TRAFFIC misery in north Dorset villages will be on the agenda at a top level meeting in Bristol today.

Robert Walter MP will lobby officials from the Government Office of the South West on the future of the A350 and north-south road links through the county.

Charlton Marshall and Stourpaine have been campaigning for a bypass for decades. It was pencilled in only to be axed when the government did a U-turn on road-building programmes.

Residents of Cann and Melbury Abbas on the C 13 also complain that heavy traffic is killing off their villages.

Mr Walter says he has been determined to convince the government of the need to relieve their misery since he was elected in 1997.

The GOSW had commissioned a survey of the whole roads picture between the M4 and the South Coast but the survey ignored the needs of Dorset, concentrating on Bath and Wiltshire, he said.

Following his protests that this was illogical and unfair, Dorset's councils and key transport groups have now been consulted.

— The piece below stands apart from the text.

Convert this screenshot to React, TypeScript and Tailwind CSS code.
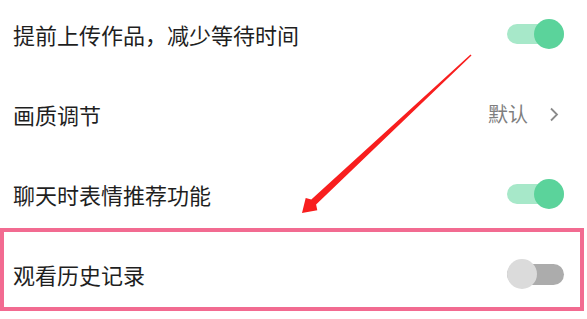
import React from "react";

type Row = { label: string; kind: "on" | "off" | "value"; value?: string };

const rows: Row[] = [
  { label: "提前上传作品，减少等待时间", kind: "on" },
  { label: "画质调节", kind: "value", value: "默认" },
  { label: "聊天时表情推荐功能", kind: "on" },
  { label: "观看历史记录", kind: "off" },
];

const Toggle = ({ on }: { on: boolean }) => (
  <div className="relative flex h-[30px] w-[57px] items-center">
    <div
      className={
        on
          ? "h-[20px] w-full rounded-full bg-[#a7e8c9]"
          : "h-[21px] w-full rounded-full bg-[#acacac]"
      }
    />
    <div
      className={
        on
          ? "absolute right-0 top-0 h-[30px] w-[30px] rounded-full bg-[#5bd39b]"
          : "absolute left-0 top-0 h-[30px] w-[30px] rounded-full bg-[#dbdbdb]"
      }
    />
  </div>
);

export default function App() {
  return (
    <div
      className="relative h-[319px] w-[587px] overflow-hidden bg-white"
      style={{ fontFamily: '"Noto Sans CJK SC", "Noto Sans", sans-serif' }}
    >
      <div className="mt-[-6px] flex flex-col">
        {rows.map((row) => (
          <div
            key={row.label}
            className="flex h-[80px] items-center justify-between pl-[13px] pr-[23px]"
          >
            <span className="text-[22px] leading-none text-[#1f1f1f]">{row.label}</span>
            {row.kind === "value" ? (
              <div className="flex items-center gap-[21px] pr-[5px]">
                <span className="text-[20px] leading-none text-[#7f7f7f]">{row.value}</span>
                <svg width="10" height="15" viewBox="0 0 10 15" fill="none">
                  <path d="M2 1.5 L8 7.5 L2 13.5" stroke="#8a8a8a" strokeWidth="1.8" />
                </svg>
              </div>
            ) : (
              <Toggle on={row.kind === "on"} />
            )}
          </div>
        ))}
      </div>

      {/* annotation: highlight box */}
      <div className="absolute left-0 top-[228px] h-[83px] w-[584px] border-4 border-[#f26b91]" />

      {/* annotation: arrow */}
      <svg className="absolute left-0 top-0" width="587" height="319" viewBox="0 0 587 319">
        <polygon
          points="302,213 317.3,210.3 316.1,204.6 471.5,55.6 470.5,54.4 311.3,199.4 305.7,197.9"
          fill="#f81e1e"
        />
      </svg>
    </div>
  );
}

Before the meeting Mr Walter said: "I am convinced the only way to relieve the misery of those who live in the A350 corridor is to build the upgraded roads and bypasses that were abandoned in 1997.

"We had a scheme, although too grand in places, that would have taken the ever-increasing north-south traffic out of the villages.

"I want to get a clear commitment from the government that Dorset can now work on a new scheme bypassing Spetisbury, Charlton Marshall and Melbury Abbas."